When she was just 19, Auckland singer Esme Stephens performed in her home town with one of the greatest bands of the jazz era.
In 1943, as part of the “American invasion” of US troops on their way to fight in the Pacific, swing star Artie Shaw visited in New Zealand with his US Navy band. He had hand-picked the musicians from his jazz peers who had been called up or volunteered. Shaw and his uniformed cohorts arrived in New Zealand fatigued and disgruntled after months of playing jazz in hot, sticky, hazardous war zones. On the morning of 1 August, during a rehearsal for a concert that night at the St James Theatre on Queen Street, it was suggested that perhaps the band should have a female vocalist perform on a couple of numbers.
Shaw’s reaction was, “Yeah, okay, whatever,” and on the recommendation of a local radio producer, Stephens was given a call. That night, after two of his musicians had quickly written arrangements, Stephens sang ‘White Christmas’ and ‘This Love Of Mine’ with the band while Shaw, a virtuoso clarinettist, took a break. Luckily her performance was recorded, and it still exists on an acetate in the Alexander Turnbull Library.
She performed with most of the top bands in Auckland, when clubs all over the city were heaving with people.
Stephens had been singing since she was a child, accompanying herself on the piano. In 1941, when she was 17, she auditioned to appear with Theo Walters’ band in its regular 1ZB radio show. She performed with most of the top bands in Auckland, when clubs all over the city were heaving with people desperate for entertainment and company in the early stages of World War II. Among the band leaders were Len Hawkins, Chips Healy, Fred Gore, Art Rosoman, and her future husband, Dale Alderton. Stephens described herself as “strictly a commercial singer” and “a nervous one at that”. Perhaps because of her modesty, said the NZ Listener, “ … her warm love of singing comes through very satisfactorily and makes the customers feel warm, too.”

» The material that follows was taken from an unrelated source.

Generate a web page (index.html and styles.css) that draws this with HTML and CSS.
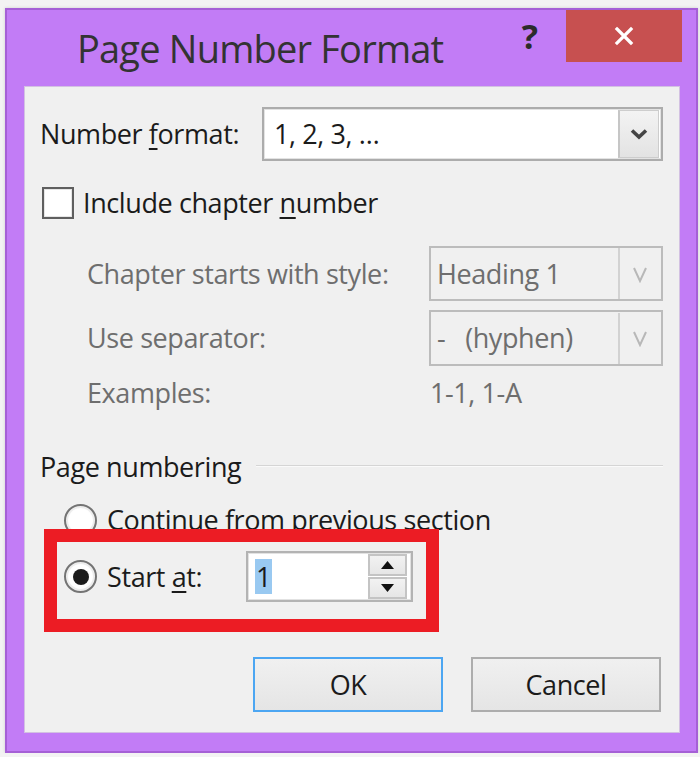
FILE: index.html
```html
<!DOCTYPE html>
<html lang="en">
<head>
<meta charset="utf-8">
<title>Page Number Format</title>
<link rel="stylesheet" href="styles.css">
</head>
<body>
<div class="window">
  <div class="titlebar">
    <div class="title">Page Number Format</div>
    <div class="help">?</div>
    <div class="close">
      <svg width="116" height="52" viewBox="0 0 116 52"><path d="M51 19 L65 33 M65 19 L51 33" stroke="#fff" stroke-width="3.2" stroke-linecap="square" fill="none"/></svg>
    </div>
  </div>

  <div class="panel">
    <div class="format-row">
      <span class="label">Number <u>f</u>ormat:</span>
      <div class="select">
        <span class="select-value">1, 2, 3, …</span>
        <span class="select-btn">
          <svg width="18" height="12" viewBox="0 0 18 12"><path d="M2 2.5 L9 9 L16 2.5" stroke="#454545" stroke-width="3.6" fill="none"/></svg>
        </span>
      </div>
    </div>

    <div class="check-row">
      <span class="checkbox"></span>
      <span class="label">Include chapter <u>n</u>umber</span>
    </div>

    <div class="sub-row sub-row-select">
      <span class="dim">Chapter starts with style:</span>
      <div class="select select-disabled">
        <span class="select-value">Heading 1</span>
        <span class="select-btn">
          <svg width="18" height="18" viewBox="0 0 18 18"><path d="M3 3 L9 16 L15 3" stroke="#b8b8b8" stroke-width="2" fill="none"/></svg>
        </span>
      </div>
    </div>

    <div class="sub-row sub-row-select sub-row-sep">
      <span class="dim">Use separator:</span>
      <div class="select select-disabled">
        <span class="select-value">-&nbsp;&nbsp;&nbsp;(hyphen)</span>
        <span class="select-btn">
          <svg width="18" height="18" viewBox="0 0 18 18"><path d="M3 3 L9 16 L15 3" stroke="#b8b8b8" stroke-width="2" fill="none"/></svg>
        </span>
      </div>
    </div>

    <div class="sub-row examples-row">
      <span class="dim">Examples:</span>
      <span class="dim example-value">1-1, 1-A</span>
    </div>

    <div class="group-head">
      <span class="label">Page numbering</span>
      <span class="group-line"></span>
    </div>

    <div class="radio-row continue-row">
      <span class="radio"></span>
      <span class="label">Continue from previous section</span>
    </div>

    <div class="radio-row start-row">
      <span class="radio radio-checked"></span>
      <span class="label start-label">Start <u>a</u>t:</span>
      <div class="spinner">
        <span class="spinner-value"><span class="selection">1</span></span>
        <span class="spin-btns">
          <span class="spin-btn"><svg width="13" height="8" viewBox="0 0 13 8"><path d="M0 8 L6.5 0 L13 8 Z" fill="#111"/></svg></span>
          <span class="spin-btn"><svg width="13" height="8" viewBox="0 0 13 8"><path d="M0 0 L6.5 8 L13 0 Z" fill="#111"/></svg></span>
        </span>
      </div>
    </div>

    <div class="buttons">
      <button class="btn btn-default">OK</button>
      <button class="btn">Cancel</button>
    </div>

    <div class="callout"></div>
  </div>
</div>
</body>
</html>
```

FILE: styles.css
```css
* {
  box-sizing: border-box;
}

html, body {
  margin: 0;
  padding: 0;
  background: #f3f3f3;
}

body {
  font-family: "Open Sans", "Noto Sans", sans-serif;
  font-size: 27px;
  letter-spacing: -0.4px;
  color: #1b1b1b;
}

u {
  text-decoration-thickness: 2px;
  text-underline-offset: 4px;
}

/* window frame */
.window {
  margin: 8px 0 0 5px;
  width: 693px;
  height: 745px;
  background: #c27cf6;
  border: 2px solid #a560d6;
  display: flex;
  flex-direction: column;
  padding: 0 16px 18px 17px;
  box-shadow: 0 0 3px rgba(0, 0, 0, 0.15);
}

.titlebar {
  height: 76px;
  display: flex;
  align-items: flex-start;
  margin-right: -2px;
  margin-left: -17px;
  padding-left: 70px;
}

.title {
  flex: 1;
  padding-top: 19px;
  font-size: 38px;
  line-height: 38px;
  letter-spacing: -0.8px;
  color: #333;
}

.help {
  margin-top: 9px;
  margin-right: 28px;
  font-size: 34px;
  line-height: 34px;
  font-weight: 700;
  color: #2b2b2b;
  letter-spacing: 0;
}

.close {
  width: 116px;
  height: 52px;
  background: #c75050;
  display: flex;
}

/* client area */
.panel {
  flex: 1;
  position: relative;
  background: #f0f0f0;
  border: 1px solid #d3c1e2;
  padding: 0 16px 0 15px;
  display: flex;
  flex-direction: column;
}

.label {
  line-height: 36px;
  white-space: nowrap;
}

.dim {
  color: #6e6e6e;
  line-height: 36px;
  white-space: nowrap;
}

/* combo boxes */
.format-row {
  margin-top: 20px;
  display: grid;
  grid-template-columns: 222px 1fr;
  align-items: center;
}

.select {
  height: 54px;
  background: #fff;
  border: 2px solid #acacac;
  box-shadow: inset 0 0 0 1px #e3e3e3;
  display: flex;
  align-items: center;
  padding: 0 2px 0 10px;
}

.select-value {
  flex: 1;
  line-height: 36px;
  white-space: nowrap;
}

.select-btn {
  width: 41px;
  height: 48px;
  background: linear-gradient(#f3f3f3, #e3e3e3);
  border: 1px solid #cdcdcd;
  border-left: 2px solid #c6c6c6;
  display: flex;
  align-items: center;
  justify-content: center;
}

.select-disabled {
  height: 55px;
  background: #f0f0f0;
  border-color: #bcbcbc;
  box-shadow: none;
  padding-left: 6px;
  color: #6e6e6e;
}

.select-disabled .select-btn {
  background: #f0f0f0;
  border: none;
  border-left: 2px solid #d2d2d2;
  height: 51px;
}

/* check box */
.check-row {
  margin-top: 26px;
  height: 32px;
  display: flex;
  align-items: center;
  gap: 9px;
  padding-left: 2px;
}

.checkbox {
  width: 32px;
  height: 32px;
  background: #fff;
  border: 2px solid #5f5f5f;
  box-shadow: inset 0 0 0 1px #e6e6e6;
}

/* chapter sub options */
.sub-row {
  display: grid;
  grid-template-columns: 342px 234px;
  align-items: center;
  padding-left: 47px;
}

.sub-row-select {
  margin-top: 27px;
}

.sub-row-sep {
  margin-top: 9px;
}

.sub-row-sep .select-disabled {
  height: 56px;
}

.examples-row {
  margin-top: 9px;
  height: 36px;
}

.example-value {
  padding-left: 1px;
}

/* group heading */
.group-head {
  margin-top: 38px;
  height: 36px;
  display: flex;
}

.group-line {
  flex: 1;
  margin: 16px 0 0 15px;
  height: 2px;
  border-top: 1px solid #d5d5d5;
  border-bottom: 1px solid #fafafa;
}

/* radio buttons */
.radio-row {
  display: flex;
  align-items: center;
  padding-left: 24px;
}

.continue-row {
  margin-top: 17px;
  height: 36px;
  gap: 10px;
}

.start-row {
  margin-top: 13px;
  height: 51px;
  gap: 10px;
}

.radio {
  width: 33px;
  height: 33px;
  border-radius: 50%;
  border: 2px solid #747474;
  background: radial-gradient(circle, #ffffff 55%, #f1f1f1 100%);
  box-shadow: inset 0 0 0 2px #ededed;
  display: flex;
  align-items: center;
  justify-content: center;
  flex: none;
}

.radio-checked::after {
  content: "";
  width: 16px;
  height: 16px;
  border-radius: 50%;
  background: #1c1c1c;
}

.start-label {
  width: 129px;
}

/* spin box */
.spinner {
  width: 167px;
  height: 51px;
  background: #fff;
  border: 2px solid #b3b3b3;
  box-shadow: inset 0 0 0 1px #e2e2e2;
  display: flex;
  align-items: center;
  padding: 0 4px 0 7px;
}

.spinner-value {
  flex: 1;
  display: flex;
  align-items: center;
}

.selection {
  background: #99c9f1;
  line-height: 35px;
  padding: 0 1px;
}

.spin-btns {
  width: 39px;
  height: 45px;
  display: flex;
  flex-direction: column;
  gap: 1px;
}

.spin-btn {
  flex: 1;
  background: linear-gradient(#f2f2f2, #e6e6e6);
  border: 2px solid #c4c4c4;
  display: flex;
  align-items: center;
  justify-content: center;
}

/* dialog buttons */
.buttons {
  margin-top: 55px;
  display: flex;
  justify-content: flex-end;
  gap: 28px;
  padding-right: 2px;
}

.btn {
  width: 190px;
  height: 55px;
  font-family: inherit;
  font-size: 27px;
  letter-spacing: -0.4px;
  color: #1b1b1b;
  background: linear-gradient(#f0f0f0, #e5e5e5);
  border: 2px solid #adadad;
  padding: 0;
}

.btn-default {
  border-color: #4ca6f2;
}

/* highlight frame drawn over the start-at option */
.callout {
  position: absolute;
  left: 19px;
  top: 442px;
  width: 395px;
  height: 103px;
  border: 13px solid #ec1c24;
  pointer-events: none;
}
```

In the immediate years after the war, she remained busy singing regularly in nightclubs such as the Civic Wintergarden and the Peter Pan Ballroom, and on radio. In 1949, she was the vocalist on the first pop disc recorded by HMV in New Zealand, ‘You Can In Yucatan’. This spirited, Latin-flavoured song was credited to Wally Ransom’s Rhumba Band, which included players such as trumpeter Jim Warren and pianist Nancy Harrie. Ransom was an expatriate English drummer who became a key figure in post-war New Zealand music, as a musician, jovial radio MC, and song publisher.
Her two biggest hits were covers of ‘Mixed Emotions’ and ‘Between Two Trees’, the latter being New Zealand’s first multi-track recording.
In the early 1950s, Stephens made over a dozen 78rpm discs, which were recorded and released by Eldred Stebbing; multi-instrumentalist Julian Lee was often the producer. Her two biggest hits were covers of ‘Mixed Emotions’ and ‘Between Two Trees’, the latter being New Zealand’s first multi-track recording. It sold over 7000 copies in 1951 and was often featured on radio in preference to the original US version. In 1952 Zodiac released ‘Promises’, a duet with the other leading vocalist of the era, Mavis Rivers.
Stephens’ biggest seller was ‘Mockin’ Bird Hill’, recorded as part of a popular vocal trio, the Duplicats. This group, which also featured Dale Alderton, Ena Allen and pianist John Thomson, modernised pre-war pop songs, often in the humorous style of Spike Jones. But Stephens’ own tastes were towards sophisticated standards such as ‘In The Cool, Cool, Cool Of The Evening’ and ‘Lullaby Of Birdland’.
Stephens often performed with her husband Dale Alderton, a trombonist who had many stints leading the jazz band on live broadcasts at Auckland’s 1ZB Radio Theatre. Alderton described her to me as, “A romantic singer. She liked Rosemary Clooney and Ella Fitzgerald of course, all those marvellous singers – it was part of her in-built repertoire. One of her great delights was [in 1956] when we attended an Ella Fitzgerald session in a nightclub in LA, and the crowd was a bit noisy, and Ella said, ‘Now look, you’ve made me forget the words’. Esme said, ‘I know just how she feels.’.”
Stephens died suddenly in 1992, aged 68, within a week of her 1950s contemporary, Mavis Rivers. After the age of 40, she had rarely performed in concert, though there was a brief stint singing in a pizza parlour; she didn’t mind who the audience was, as long as she could sing. When she died, her daughter, Candy Alderton – who also became a professional singer – said her mother was popular “because it was just a true, clear voice – in the style of Ella Fitzgerald.”